Installed across all four floors of 439 W 127th St, Real Corporeal attempts to disrupt the usual tenor of the gallery space with an arrangement of corporeally rousing work, joining artists who deal in divergent media and are convening from various localities. Contemplating the notion of the physical body as an intrusion in the traditional gallery space - a setting typically conducive only to minds and eyes - Real Corporeal offers opposition by centering the social as the fundamental dimension: the cause to gather as a catalyst for the conception, exhibition, and reception of the artworks.

Further to the notion of sociality, Real Corporeal reframes the restrictive idea of generational hierarchies. If one is to conceptualise the exhibition as a family gathering, the aunts and uncles are seated interspersed amongst the younger cousins. Attention is drawn to conscious and unconscious encounters between the works’ disparate contexts; visitors trace the formal and conceptual edges of each artist’s position, inhabiting the physical and metaphysical spaces in-between. The resultant survey considers a potential sum of intergenerational parts; a metaphoric glimpse at the art-object-as-vehicle.

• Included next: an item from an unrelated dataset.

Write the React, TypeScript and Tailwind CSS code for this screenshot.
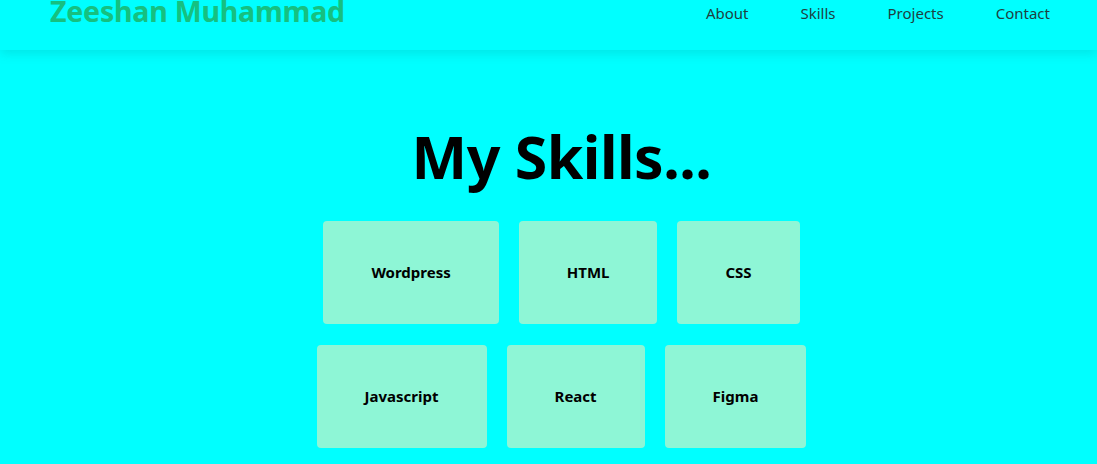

Real Corporeal realises a schematic map of histories and futures as written in the work and relationships of the artists: from video and sound art pioneer Joan Jonas, the eldest participating performer, we come naturally, as if through trickling, to the art, music, and performance of Jasper Marsalis and Christelle Oyiri. From Klein, who counts among her collaborators, Leckey, we travel not backwards or forwards in time, but laterally, to Sara Sadik whose valiant experiments with video modes are rightly staged in the company of a new video work by Arthur Jafa. The figurative paintings of Amanda Ba, Pol Taburet, Chase Hall, nakaya mossi and George Rouy provide an illustrative counterpart to conceptual sculpture by Rhea Dillon and Tucker van der Wyden. Likewise, Tommy Malekoff’s moving-image vernacular is kindred with the work of Cyprien Gaillard.

The accompanying performative programme, including Chassol, Gabber Eleganza, Joan Jonas, Slauson Malone and more yet to be announced, serves to doubly re-contextualise the space and satiate the para-social tension of the static exhibition. The resultant environment is as much a product of its participants – performers and visitors – as the surrounding exhibition context.